While we’re not even 24 hours removed from our most recent winter storm, we’re less than 24 hours away from kicking off the next one. Today will feature mostly quiet weather ahead of that next storm.
Satellite imagery this morning shows a couple breaks of clear skies especially southeast of the mountains in Maine. Whatever glimpse you get of the sun this morning will be short-lived as clouds push into the region from the southwest ahead of the next storm. Those clouds will help keep temps in check today despite relatively warm air aloft. Highs look to range from the upper 20s north to the mid 30s along the NH Seacoast.
By this evening, light snow will break out in NH and adjacent parts of southwestern ME as shown by the darker blue shading on this forecast map valid at 8 PM.
The big question then becomes: just how much snow is this storm going to drop? This question has been frustratingly hard to answer over the past couple days.
The central problem is that unlike most of our storms here in New England, this one appears likely to hit the brakes just east of Cape Cod and basically sit still for a couple days. Where exactly the storm decides to camp out will determine whether parts of our area get a couple inches or a couple feet of snow.
This loop shows that “stalling” process with bands of heavy precipitation lurking just northwest of the low’s center. Right now, most forecast model guidance suggests that these heavier bands will stay just offshore. This would keep snowfall totals fairly modest especially in the foothills/mountains. However, a wobble 50-75miles northwest would mean that instead of lingering over the ocean, these heavy bands could linger onshore and drop substantial totals.
Given all that uncertainty, it’s tempting to kick the can down the road a little more on a snowmap but since flakes start to fly in less than 12 hours now, it’s time to offer a first guess.

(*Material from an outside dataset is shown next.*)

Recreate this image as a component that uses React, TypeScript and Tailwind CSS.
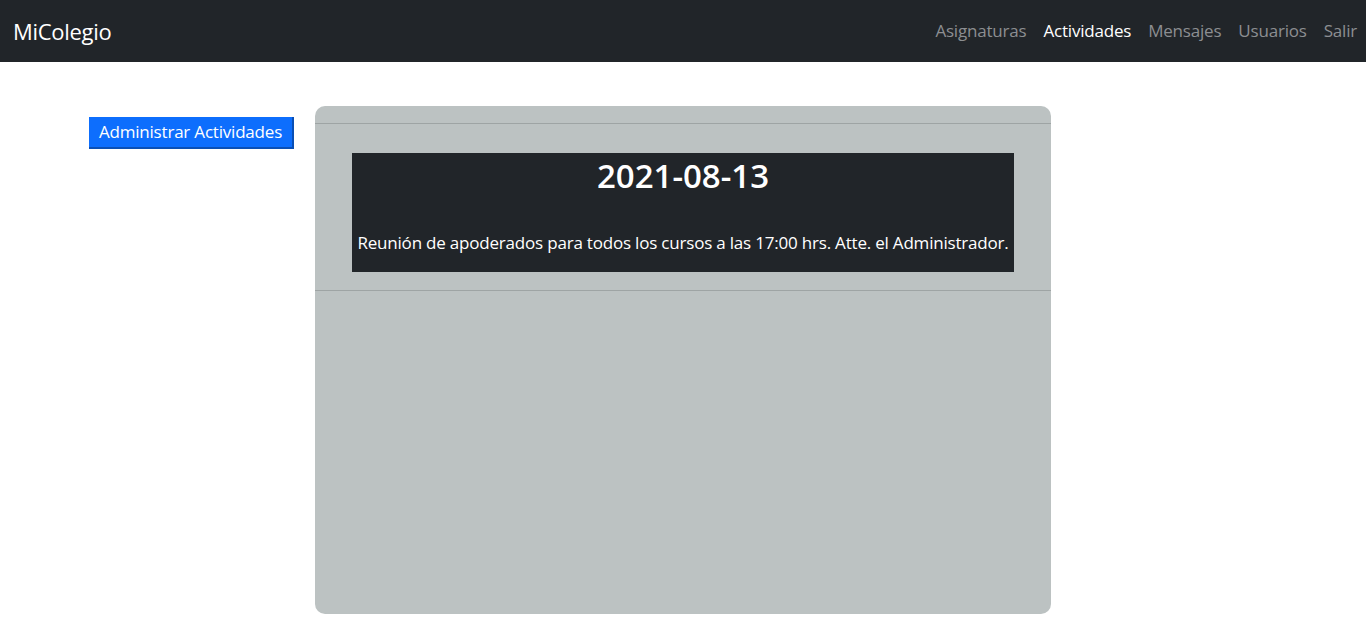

The highest totals I think will be found in interior parts of the Midcoast where I bet we’ll see plenty of 4,5, and 6″ reports. Confidence wasn’t quite high enough to include a 4-8″ contour but I was pretty tempted between Augusta/Waterville, and Camden/Belfast. Otherwise, there are some solid hints of a band setting up from the Whites through the ME foothills so I tried to reflect that in the 2-4″ contour. Surface temps will be right around freezing for most of this event which means that accumulation will be tough and heavily dependent on precipitation intensity right at the shoreline.
I’ll be following along with today’s forecast data closely and if any substantial changes to the forecast are needed, I’ll do another update this evening. Otherwise, let the light flakes fly this evening and revisit in the morning once we move into the stall/pivot phase of the system.